Sunday Leftovers

If the Assembly approves the compromise tax cap agreed to by Gov. Christie and Senate President Steve Sweeney – a hard 2% cap with exceptions only for health benefits, pensions, debt service, natural disasters, or rising school enrollment – can school boards agree to anything more than 2% annual pay increases for teachers? (Hint: NJEA’s leadership says the plan is a “closed-door deal” that will “devastate New Jersey’s public schools and community services,” according to the Star-Ledger.)

New Jersey School Boards Association argues that any tax cap must give districts leeway for “the high and unpredictable costs for special education.” Superintendent Robert Holster from Passaic explains in The Record that “just last week he was told one child in his purview will need a $125,000 placement next year.”

Glen Ridge Goes Rogue: this top NJ school district will lose all state aid so its school board is contemplating secession by converting all its schools to either charters or private institutions. Why put up with onerous oversight with nothing in return? (Star-Ledger)

If NJ is broke, how does it fully fund the its schools according to the School Funding Reform Act formula? Education Law Center’s David Sciarra in today’s Philadelphia Inquirer: “This is a formula the Legislature enacted after a lot of work, bipartisan work. Both Republicans and Democrats voted for it. They all cheered when the court approved it. Now where are we?"

The Courier Post looks at failed school budgets in South Jersey and determines that “some municipalities refused to order any cuts to defeated budgets” anyway.

The Atlantic City School District spends more than $1,000,000 annually on legal fees, reports the Press of Atlantic City, more than any other district in the state. Marcus Rayner, executive director of the New Jersey Lawsuit Reform Alliance, looks at the need for tort reform across NJ’s public school system, looking particularly at an especially egregious case in The Chathams. (New Jersey Newsroom.)

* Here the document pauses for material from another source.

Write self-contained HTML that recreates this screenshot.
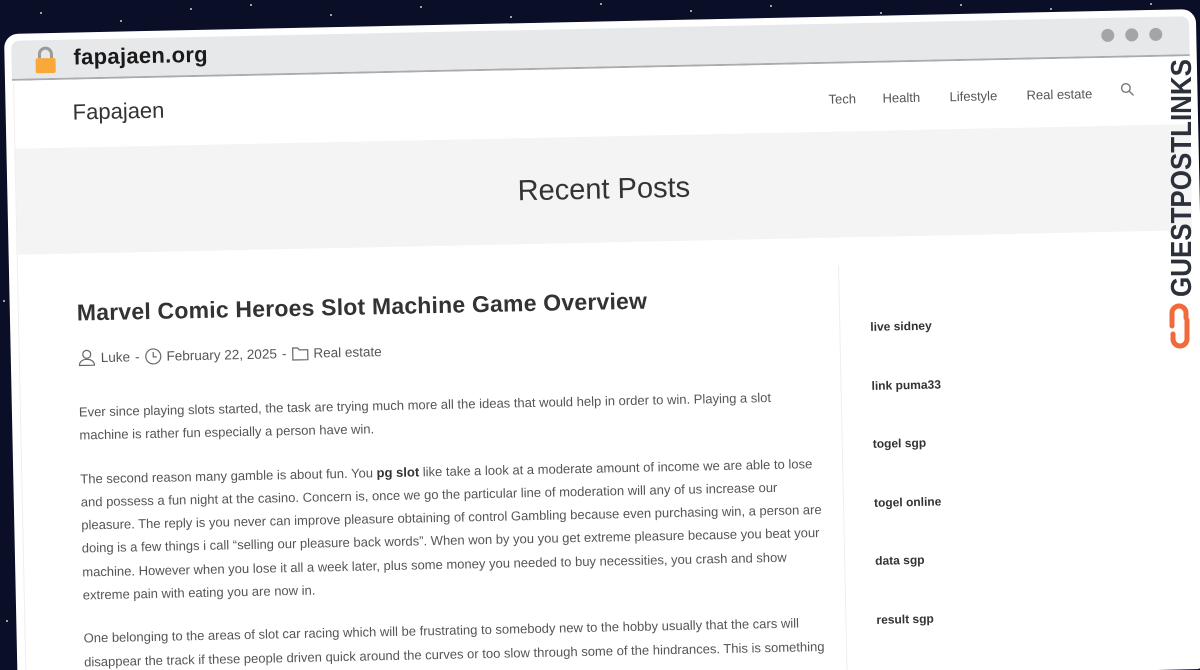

Lots of dismay among ed reformers about cuts to the Race To The Top program. Rep. David Obey of Wisconsin, Chair of the House Appropriations Committee, just cut $500 million from Race to the Top, $100 million from the charter-schools expansion, and $200 million from the teacher incentive fund. Read Jonathan Alter in Newsweek, who says that Obey, retiring this year, “is in danger of going out as a water carrier for the teachers’ unions.”